9.1.05

O carioca "gentil"

O mito do carioca gentil, tão maravilhoso quanto a sua sempre maravilhosa cidade, é onipresente. No atacado, funciona. Como figurantes de um filme épico, andando sob o sol de Ipanema, domingo pela manhã, o carioca é senhor absoluto do sue mito. Ou numa feijoada num subúrbio da zona norte onde estaria a quintessência da carioquice. O problema é viver o carioca no varejo do cotidiano. A gentileza que transborda no estereótipo, é bem mais rara na vida real: no elevador do edifício sem nenhum “bom dia”, na briga pelo espaço na ciclovia da zona sul, na conversa durante o filme em cinemas pretensamente chiques da cidade...

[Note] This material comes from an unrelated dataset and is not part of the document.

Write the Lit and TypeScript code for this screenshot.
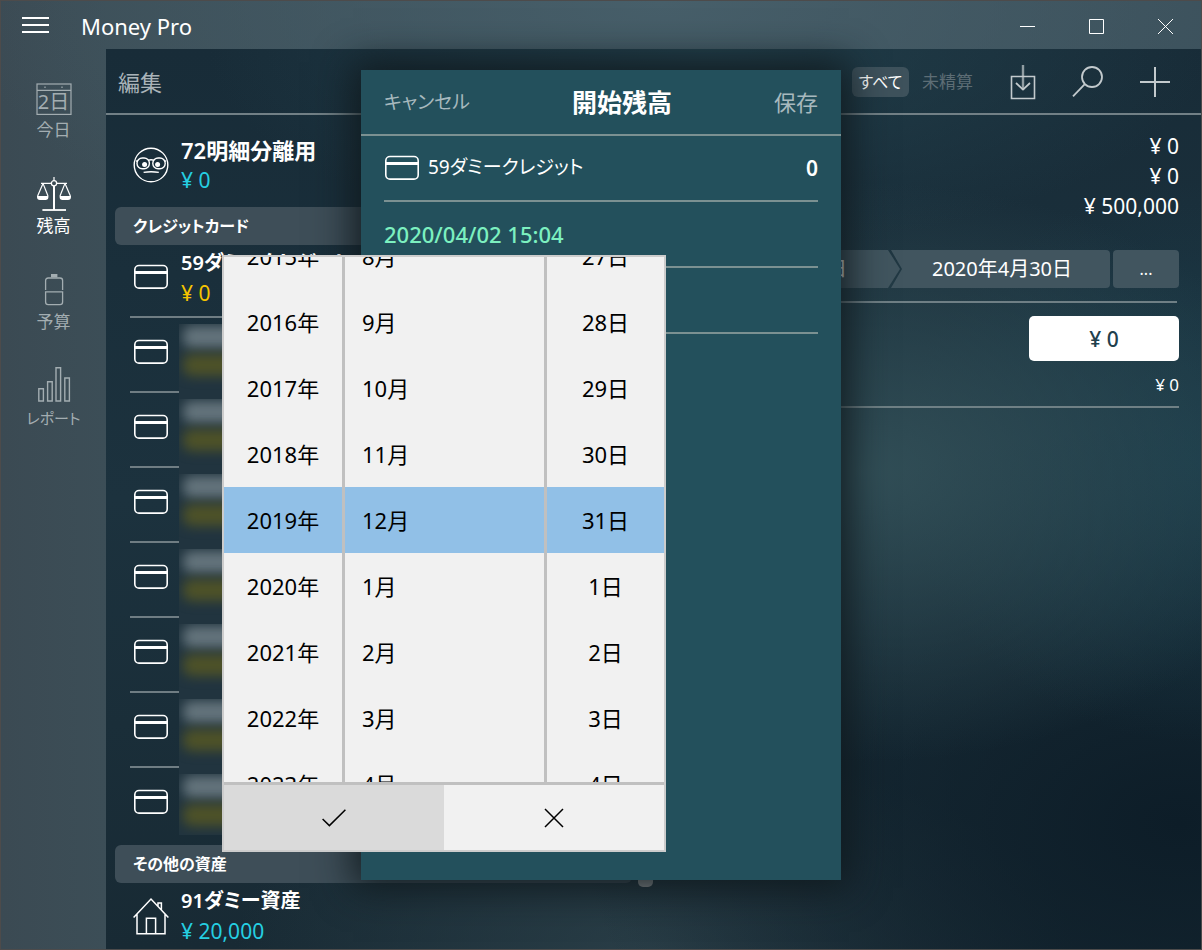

Millor Fernandes não faz por menos:
“Tira de letra, o carioca, no futebol como na vida. Não é um conformista -- mas sabe que a vida é aqui e agora e que tristezas não pagam dívidas. Sem fundamental violência, a violência nele é tão rara que a expressão "botei pra quebrar" significa exatamente o contrário, que não botou pra quebrar coisa nenhuma, mas apenas "rasgou a fantasia", conseguiu uma profunda e alegre comunicação -- numa festa, numa reunião, num bate-coxa, num ato de amor ou de paixão -- e se divertiu às pampas. Sem falar que sua diversão é definitivamente coletiva, ligada à dos outros. Pois, ou está na rua, que é de todos, ou no recesso do lar, que, no Rio é sempre, em qualquer classe social, uma open-house, aberta sob o signo humanístico do "pode vir que a casa é sua". “ (http://www.almacarioca.com.br/cro05.htm)~

Fernando Sabino também dá sua contribuição ao mito do carioca boa praça:
“Carioca, como se sabe, é um estado de espírito: o de alguém que, tendo nascido em qualquer parte do Brasil (ou do mundo) mora no Rio de Janeiro e enche de vida as ruas da cidade.A começar pelos que fazem a melhor parte sua população, a gente do povo: porteiros, garçons, cabineiros, operários, mensageiros, sambistas, favelados. Ou simplesmente os que as notícias de jornal chamam populares: esses que se detêm horas e horas na rua, como se não tivessem mais o que fazer, apreciando um incidente qualquer, um camelô exibindo no chão a sua mercadoria, um propagandista fazendo mágicas. A improvisação é o seu forte, e irresistível a inclinação para fazer o que bem entende, na convicção de que no fim da certo — se não deu é porque não chegou ao fim. E contrariando todas as leis da ciência e as previsões históricas, acaba dando certo mesmo porque, como afirma ele, Deus é brasileiro — e sendo assim, muito possivelmente carioca.” (http://www.almacarioca.com.br/cro66.htm)

Como sujeito de crônicas, o carioca é imbatível, mas no exercício cotidiano de ser cidadão do Rio de Janeiro, essa unanimidade não resiste a pequenos gestos que tornam a vida mais fácil.